4. Mr. Padhi, learned counsel appearing for the appellants has strongly urged that although this appeal has been filed against the confirming judgment and decree of the appellate court, yet there being substantial question of law, it should be admitted and notice should be issued against the plaintiff-respondents. Therefore, it is required to go through the contentions raised by the learned counsel appearing for the appellants.

It was alleged that although in the Revenue record the disputed land stands in the name of the plaintiff-respondents, yet there are sufficient evidence on record, which could establish that it was purchased in the name of the plaintiff out of the joint family nucleus. It has been further contended that in an earlier proceeding the plaintiff made an unequivocal admission that the properties belonged to the joint family. Thus, it is required to examine both the contentions carefully.

5. The first appellate court has examined the first ground as to whether the property was acquired out of the joint family nucleus. It is well settled in law that the existence of joint family does not raise a presumption that it owns joint family properties. He who claims that the joint family had sufficient income, should place clear, clinching and unequivocal evidence that such joint family did possess sufficient property. In the instant case, the first appellate court having come to the conclusion that the appellants could not produce sufficient evidence with regard to joint family income, therefore, there appears to have little scope for this Court to again re-examine that aspect.

6. Accordingly, it can safely be concluded that the joint family did not possess sufficient nucleus out of which the suit land could have been purchased.

7. The plaintiff on the contrary had placed the Revenue sale deed from which an inference can be drawn that he was the owner of the suit land. Mere possession for some time by the appellants would not constitute a valid right to claim the property as their own.

8. So far the binding nature of admission as contended by the appellants in respect of an earlier proceeding by the respondents is concerned, it is found that a copy of the statement alleged to have been made in a connected proceeding under Section 107, Cr.P.C. has been filed which was marked as Ext. C. On a bare perusal of the statement; no clear idea can be gathered that the plaintiff has made a clear admission that the nature of the property was joint family property.
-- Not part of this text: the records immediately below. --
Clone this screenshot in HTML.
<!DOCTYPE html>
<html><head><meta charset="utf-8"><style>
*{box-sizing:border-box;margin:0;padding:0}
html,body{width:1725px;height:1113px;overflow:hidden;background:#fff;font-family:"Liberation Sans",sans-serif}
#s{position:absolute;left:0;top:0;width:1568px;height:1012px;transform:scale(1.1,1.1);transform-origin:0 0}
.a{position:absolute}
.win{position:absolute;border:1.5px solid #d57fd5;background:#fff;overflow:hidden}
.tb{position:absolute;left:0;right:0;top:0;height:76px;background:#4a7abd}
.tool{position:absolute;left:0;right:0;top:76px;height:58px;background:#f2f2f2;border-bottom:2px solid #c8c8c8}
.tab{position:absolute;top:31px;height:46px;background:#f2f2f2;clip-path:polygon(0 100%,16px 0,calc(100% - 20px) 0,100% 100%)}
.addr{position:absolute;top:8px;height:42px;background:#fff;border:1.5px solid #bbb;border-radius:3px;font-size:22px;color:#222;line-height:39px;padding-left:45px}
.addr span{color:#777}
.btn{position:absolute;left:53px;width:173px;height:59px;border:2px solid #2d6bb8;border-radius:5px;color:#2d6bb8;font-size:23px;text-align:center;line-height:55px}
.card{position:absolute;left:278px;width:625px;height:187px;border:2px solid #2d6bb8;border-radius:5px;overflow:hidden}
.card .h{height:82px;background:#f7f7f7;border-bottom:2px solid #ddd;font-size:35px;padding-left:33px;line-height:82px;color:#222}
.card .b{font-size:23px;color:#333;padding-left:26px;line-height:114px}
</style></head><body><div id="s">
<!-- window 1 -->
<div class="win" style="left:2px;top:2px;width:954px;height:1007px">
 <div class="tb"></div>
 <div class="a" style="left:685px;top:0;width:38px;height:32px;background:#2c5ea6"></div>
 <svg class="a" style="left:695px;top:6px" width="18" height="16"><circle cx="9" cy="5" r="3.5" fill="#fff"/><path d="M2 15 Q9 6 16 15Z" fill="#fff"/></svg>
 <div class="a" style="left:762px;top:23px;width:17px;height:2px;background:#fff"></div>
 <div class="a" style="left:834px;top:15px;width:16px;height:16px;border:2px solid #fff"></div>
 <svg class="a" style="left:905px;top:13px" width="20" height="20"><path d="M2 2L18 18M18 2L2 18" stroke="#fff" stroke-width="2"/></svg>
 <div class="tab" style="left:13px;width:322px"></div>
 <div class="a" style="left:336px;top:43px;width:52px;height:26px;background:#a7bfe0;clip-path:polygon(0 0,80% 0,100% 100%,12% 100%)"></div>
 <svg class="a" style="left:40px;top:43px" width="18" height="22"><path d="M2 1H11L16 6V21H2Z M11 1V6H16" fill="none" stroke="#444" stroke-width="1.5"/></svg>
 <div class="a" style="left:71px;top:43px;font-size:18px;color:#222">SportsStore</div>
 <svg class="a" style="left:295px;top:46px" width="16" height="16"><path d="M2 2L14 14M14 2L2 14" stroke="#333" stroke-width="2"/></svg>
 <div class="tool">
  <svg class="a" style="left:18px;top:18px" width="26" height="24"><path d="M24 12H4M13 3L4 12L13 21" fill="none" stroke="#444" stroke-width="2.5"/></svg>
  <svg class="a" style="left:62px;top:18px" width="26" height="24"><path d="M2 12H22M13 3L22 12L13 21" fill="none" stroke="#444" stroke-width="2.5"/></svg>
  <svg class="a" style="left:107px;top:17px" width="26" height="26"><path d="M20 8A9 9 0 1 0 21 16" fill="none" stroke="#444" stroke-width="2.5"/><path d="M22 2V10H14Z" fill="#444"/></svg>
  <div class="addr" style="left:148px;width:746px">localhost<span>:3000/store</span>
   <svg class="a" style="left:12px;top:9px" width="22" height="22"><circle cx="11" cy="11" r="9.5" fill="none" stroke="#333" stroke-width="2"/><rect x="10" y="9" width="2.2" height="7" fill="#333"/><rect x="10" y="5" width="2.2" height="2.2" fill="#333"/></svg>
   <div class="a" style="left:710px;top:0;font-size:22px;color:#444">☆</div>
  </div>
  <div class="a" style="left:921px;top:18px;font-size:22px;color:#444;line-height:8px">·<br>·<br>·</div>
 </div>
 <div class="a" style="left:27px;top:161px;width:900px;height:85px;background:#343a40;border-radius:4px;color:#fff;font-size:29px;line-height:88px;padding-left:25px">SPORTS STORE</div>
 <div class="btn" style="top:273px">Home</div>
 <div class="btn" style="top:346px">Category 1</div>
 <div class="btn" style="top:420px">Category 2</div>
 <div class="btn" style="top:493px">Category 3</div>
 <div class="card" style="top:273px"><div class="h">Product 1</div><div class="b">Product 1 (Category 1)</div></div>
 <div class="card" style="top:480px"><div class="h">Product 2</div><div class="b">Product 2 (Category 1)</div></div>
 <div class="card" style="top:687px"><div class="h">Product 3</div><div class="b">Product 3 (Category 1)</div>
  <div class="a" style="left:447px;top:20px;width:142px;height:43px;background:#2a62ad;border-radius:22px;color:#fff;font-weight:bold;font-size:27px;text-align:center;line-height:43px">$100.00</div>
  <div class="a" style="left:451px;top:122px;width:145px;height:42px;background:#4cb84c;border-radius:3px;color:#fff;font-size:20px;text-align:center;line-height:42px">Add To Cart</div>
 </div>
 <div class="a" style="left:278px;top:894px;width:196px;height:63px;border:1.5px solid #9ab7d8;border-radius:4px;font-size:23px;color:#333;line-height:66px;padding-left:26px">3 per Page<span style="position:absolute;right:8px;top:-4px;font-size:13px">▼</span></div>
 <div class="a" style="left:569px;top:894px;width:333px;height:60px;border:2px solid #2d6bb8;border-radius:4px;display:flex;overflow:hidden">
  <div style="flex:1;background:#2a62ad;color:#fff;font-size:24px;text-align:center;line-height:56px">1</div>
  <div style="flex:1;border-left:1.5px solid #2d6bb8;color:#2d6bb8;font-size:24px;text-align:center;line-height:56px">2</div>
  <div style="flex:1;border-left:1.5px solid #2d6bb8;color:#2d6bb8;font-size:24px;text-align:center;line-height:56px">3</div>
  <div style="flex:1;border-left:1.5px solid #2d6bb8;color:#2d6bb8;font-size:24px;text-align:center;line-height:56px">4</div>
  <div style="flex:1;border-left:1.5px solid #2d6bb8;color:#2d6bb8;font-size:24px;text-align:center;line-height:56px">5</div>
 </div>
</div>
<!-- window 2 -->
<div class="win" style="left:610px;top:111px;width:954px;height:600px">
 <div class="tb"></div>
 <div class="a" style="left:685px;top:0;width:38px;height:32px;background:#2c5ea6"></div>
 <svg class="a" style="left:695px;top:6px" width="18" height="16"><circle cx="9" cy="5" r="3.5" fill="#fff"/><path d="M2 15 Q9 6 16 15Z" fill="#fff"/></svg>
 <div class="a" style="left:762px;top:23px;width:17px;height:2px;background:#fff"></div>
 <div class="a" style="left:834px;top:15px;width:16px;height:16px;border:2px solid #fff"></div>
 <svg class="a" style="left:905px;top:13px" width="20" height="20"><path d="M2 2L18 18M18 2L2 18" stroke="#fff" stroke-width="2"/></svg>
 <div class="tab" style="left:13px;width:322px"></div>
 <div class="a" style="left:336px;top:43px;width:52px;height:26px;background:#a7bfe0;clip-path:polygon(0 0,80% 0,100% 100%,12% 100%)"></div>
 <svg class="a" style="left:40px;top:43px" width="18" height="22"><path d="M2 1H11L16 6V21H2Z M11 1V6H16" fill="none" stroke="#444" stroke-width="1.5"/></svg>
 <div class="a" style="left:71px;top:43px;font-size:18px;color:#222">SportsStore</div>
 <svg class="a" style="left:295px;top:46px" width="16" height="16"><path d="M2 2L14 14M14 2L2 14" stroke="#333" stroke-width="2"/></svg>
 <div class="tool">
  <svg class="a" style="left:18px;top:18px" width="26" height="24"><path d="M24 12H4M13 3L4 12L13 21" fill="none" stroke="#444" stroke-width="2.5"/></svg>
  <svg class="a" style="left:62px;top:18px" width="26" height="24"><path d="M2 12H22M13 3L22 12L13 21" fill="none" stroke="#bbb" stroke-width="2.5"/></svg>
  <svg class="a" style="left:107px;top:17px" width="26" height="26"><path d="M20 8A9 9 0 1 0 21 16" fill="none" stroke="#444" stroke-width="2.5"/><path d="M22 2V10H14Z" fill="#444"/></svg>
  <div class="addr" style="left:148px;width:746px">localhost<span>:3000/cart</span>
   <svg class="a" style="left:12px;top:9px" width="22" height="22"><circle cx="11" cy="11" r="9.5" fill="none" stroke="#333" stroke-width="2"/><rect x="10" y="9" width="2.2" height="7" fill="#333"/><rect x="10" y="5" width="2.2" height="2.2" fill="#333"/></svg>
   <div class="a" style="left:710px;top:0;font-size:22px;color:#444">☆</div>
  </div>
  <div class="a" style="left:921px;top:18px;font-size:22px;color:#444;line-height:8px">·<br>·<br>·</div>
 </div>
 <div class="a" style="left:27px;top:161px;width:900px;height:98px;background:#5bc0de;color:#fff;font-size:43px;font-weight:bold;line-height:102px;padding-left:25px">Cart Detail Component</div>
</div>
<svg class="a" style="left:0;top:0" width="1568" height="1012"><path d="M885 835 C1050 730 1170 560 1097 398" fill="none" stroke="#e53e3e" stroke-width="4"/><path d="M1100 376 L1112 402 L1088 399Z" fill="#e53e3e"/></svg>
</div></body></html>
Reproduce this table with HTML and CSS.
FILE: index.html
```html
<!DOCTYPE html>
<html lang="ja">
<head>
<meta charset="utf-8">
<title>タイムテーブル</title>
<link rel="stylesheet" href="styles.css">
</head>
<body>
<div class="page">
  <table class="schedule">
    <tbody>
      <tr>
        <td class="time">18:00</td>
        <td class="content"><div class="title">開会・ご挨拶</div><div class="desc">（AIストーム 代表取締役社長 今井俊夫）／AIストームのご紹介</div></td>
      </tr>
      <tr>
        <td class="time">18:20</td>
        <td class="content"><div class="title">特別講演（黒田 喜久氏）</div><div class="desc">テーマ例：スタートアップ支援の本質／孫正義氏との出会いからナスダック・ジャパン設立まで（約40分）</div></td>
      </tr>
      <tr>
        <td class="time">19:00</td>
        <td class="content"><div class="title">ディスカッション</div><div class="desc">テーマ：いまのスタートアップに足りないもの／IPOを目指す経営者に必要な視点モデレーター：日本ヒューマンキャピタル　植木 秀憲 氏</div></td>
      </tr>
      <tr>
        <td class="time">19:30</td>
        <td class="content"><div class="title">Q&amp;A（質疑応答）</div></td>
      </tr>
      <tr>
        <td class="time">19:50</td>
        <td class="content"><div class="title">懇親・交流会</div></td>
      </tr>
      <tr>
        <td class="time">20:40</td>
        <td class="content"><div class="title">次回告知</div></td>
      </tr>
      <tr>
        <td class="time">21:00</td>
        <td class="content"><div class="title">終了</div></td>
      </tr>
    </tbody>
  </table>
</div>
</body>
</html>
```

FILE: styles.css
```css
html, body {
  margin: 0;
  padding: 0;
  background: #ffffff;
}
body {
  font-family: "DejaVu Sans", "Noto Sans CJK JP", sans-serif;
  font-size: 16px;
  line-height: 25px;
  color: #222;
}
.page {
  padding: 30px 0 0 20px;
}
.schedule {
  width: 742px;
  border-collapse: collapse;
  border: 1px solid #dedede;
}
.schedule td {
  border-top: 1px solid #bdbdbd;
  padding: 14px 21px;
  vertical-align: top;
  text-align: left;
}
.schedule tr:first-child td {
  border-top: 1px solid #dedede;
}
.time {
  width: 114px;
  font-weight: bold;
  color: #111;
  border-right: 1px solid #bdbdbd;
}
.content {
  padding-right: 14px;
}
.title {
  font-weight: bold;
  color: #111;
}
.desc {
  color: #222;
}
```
Since such statement does not relate to any specific property, even accepting that such an admission was made by the respondents, but such admission would not constitute a valid title. A mere admission cannot create a title, which was non-existent, though it would have been binding upon the person making it if the title admitted had already existed. In other words, had a title of the suit land existed with the appellants, then the admission by the respondents could have further strengthened their case. Mere admission by the respondents cannot create a title in their flavour.

9. Considering the contention raised by Mr. Padhi from any angle, it appears that the defendants having been unsuccessful in both the courts below, there is no merit in this appeal. Accordingly,
the appeal is dismissed and the decree passed by the trial court as well as the appellate court are hereby confirmed. There shall be no order as to costs.